Single by Cage the Elephant

from the album Social Cues
- Released: July 6, 2019
- Genre: Alternative rock
- Length: 3:39
- Label: RCA Records
- Songwriter: Cage the Elephant
- Producer: John Hill

Cage the Elephant singles chronology
| "Ready to Let Go" (2019) | "Social Cues" (2019) | "Black Madonna" (2020) |

= Social Cues (song) =

"Social Cues" is a song by American alternative rock band Cage the Elephant. The title track to their fifth studio album Social Cues, it was released as the second single from the album on July 6, 2019. The song reached number one on the Billboard Alternative Airplay and Hot Rock & Alternative Songs charts.

== Reception ==
pancakesandwhisky.com stated the song “is brutally honest and exposed in the verses, but somehow drifts on air with a bright and shiny chorus.”

== Music video ==
On May 4, 2019 Cage the Elephant performed the song on Adult Swims FishCenter Live. They then used some of the footage from this performance for the song's official music video which was released on October 24, 2019 with additional directing came from front man Matt Shultz.
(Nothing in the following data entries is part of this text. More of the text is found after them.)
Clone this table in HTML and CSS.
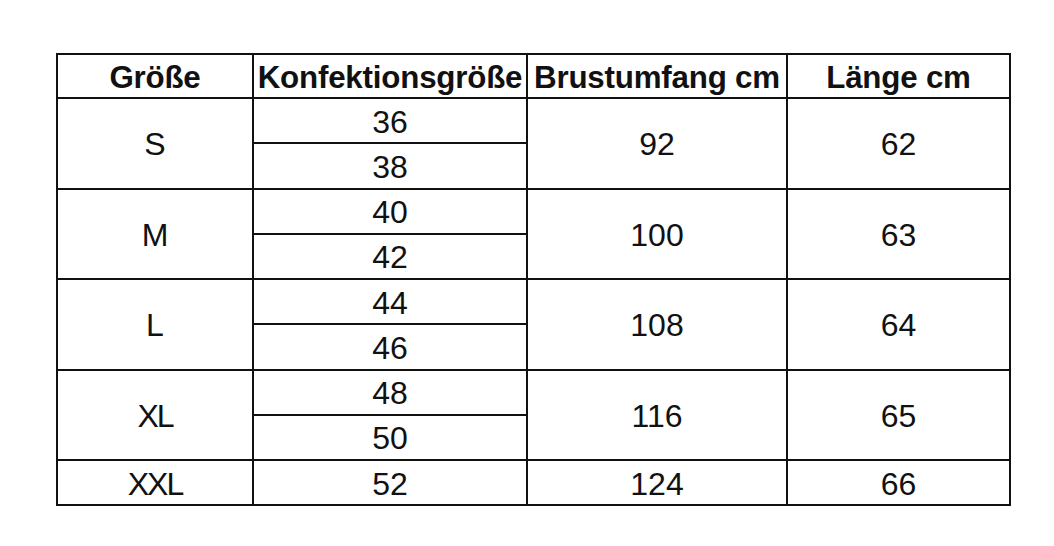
FILE: index.html
```html
<!DOCTYPE html>
<html lang="de">
<head>
<meta charset="utf-8">
<title>Größentabelle</title>
<link rel="stylesheet" href="styles.css">
</head>
<body>
<div class="table">
  <div class="cell head">Größe</div>
  <div class="cell head">Konfektionsgröße</div>
  <div class="cell head">Brustumfang cm</div>
  <div class="cell head">Länge cm</div>

  <div class="cell span2">S</div>
  <div class="cell">36</div>
  <div class="cell span2">92</div>
  <div class="cell span2">62</div>
  <div class="cell">38</div>

  <div class="cell span2">M</div>
  <div class="cell">40</div>
  <div class="cell span2">100</div>
  <div class="cell span2">63</div>
  <div class="cell">42</div>

  <div class="cell span2">L</div>
  <div class="cell">44</div>
  <div class="cell span2">108</div>
  <div class="cell span2">64</div>
  <div class="cell">46</div>

  <div class="cell span2 tight">XL</div>
  <div class="cell">48</div>
  <div class="cell span2">116</div>
  <div class="cell span2">65</div>
  <div class="cell">50</div>

  <div class="cell tight">XXL</div>
  <div class="cell">52</div>
  <div class="cell">124</div>
  <div class="cell">66</div>
</div>
</body>
</html>
```
FILE: styles.css
```css
html, body {
  margin: 0;
  padding: 0;
  background: #ffffff;
}
body {
  padding: 53px 0 0 56px;
}
.table {
  width: 955px;
  box-sizing: border-box;
  padding: 2px;
  background: #111111;
  display: grid;
  grid-template-columns: 194px 272px 258px 221px;
  grid-template-rows: 42px repeat(9, 43.25px);
  gap: 2px;
}
.cell {
  background: #ffffff;
  display: flex;
  align-items: center;
  justify-content: center;
  font-family: "Liberation Sans", Arial, sans-serif;
  font-size: 32px;
  color: #111111;
  line-height: 1;
  white-space: nowrap;
  overflow: hidden;
  padding-top: 2px;
  box-sizing: border-box;
}
.span2 {
  grid-row: span 2;
}
.tight {
  letter-spacing: -2px;
}
.head {
  font-weight: 700;
  font-size: 31.3px;
  letter-spacing: -0.2px;
  padding-top: 3px;
}
```
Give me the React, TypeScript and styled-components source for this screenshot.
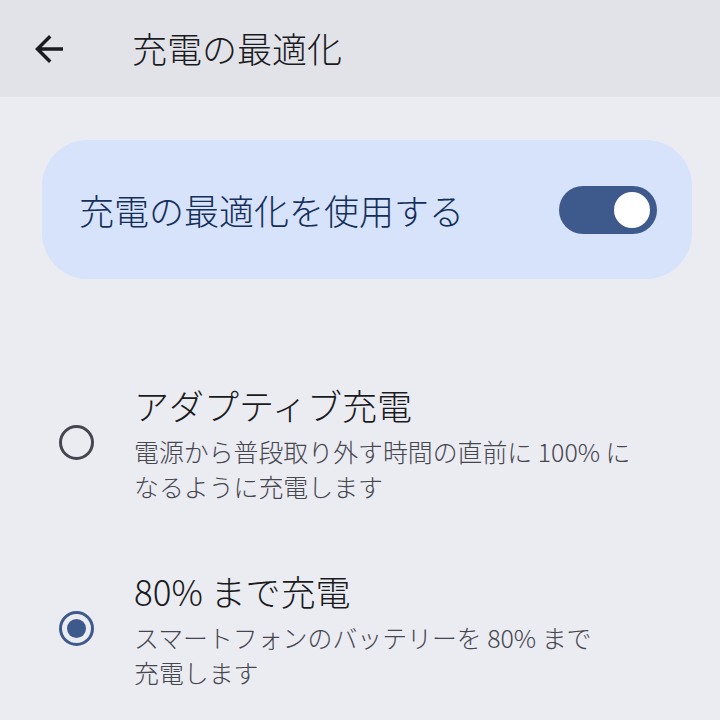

The video leans into the albums semi-psychedelic sound, featuring multiple trippy colors and effects affecting both the scene behind the band.

== Charts ==

| Chart (2019) | Peak position |
|---|---|
| Canada Rock (Billboard)^{[failed verification]} | 5 |
| US Hot Rock & Alternative Songs (Billboard) | 5 |
| US Rock & Alternative Airplay (Billboard) | 1 |
| US Alternative Airplay (Billboard) | 1 |

== Certification ==

Certifications for "Social Cues"
| Region | Certification | Certified units/sales |
| United States (RIAA) | Gold | 500,000^{‡} |
^{‡} Sales+streaming figures based on certification alone.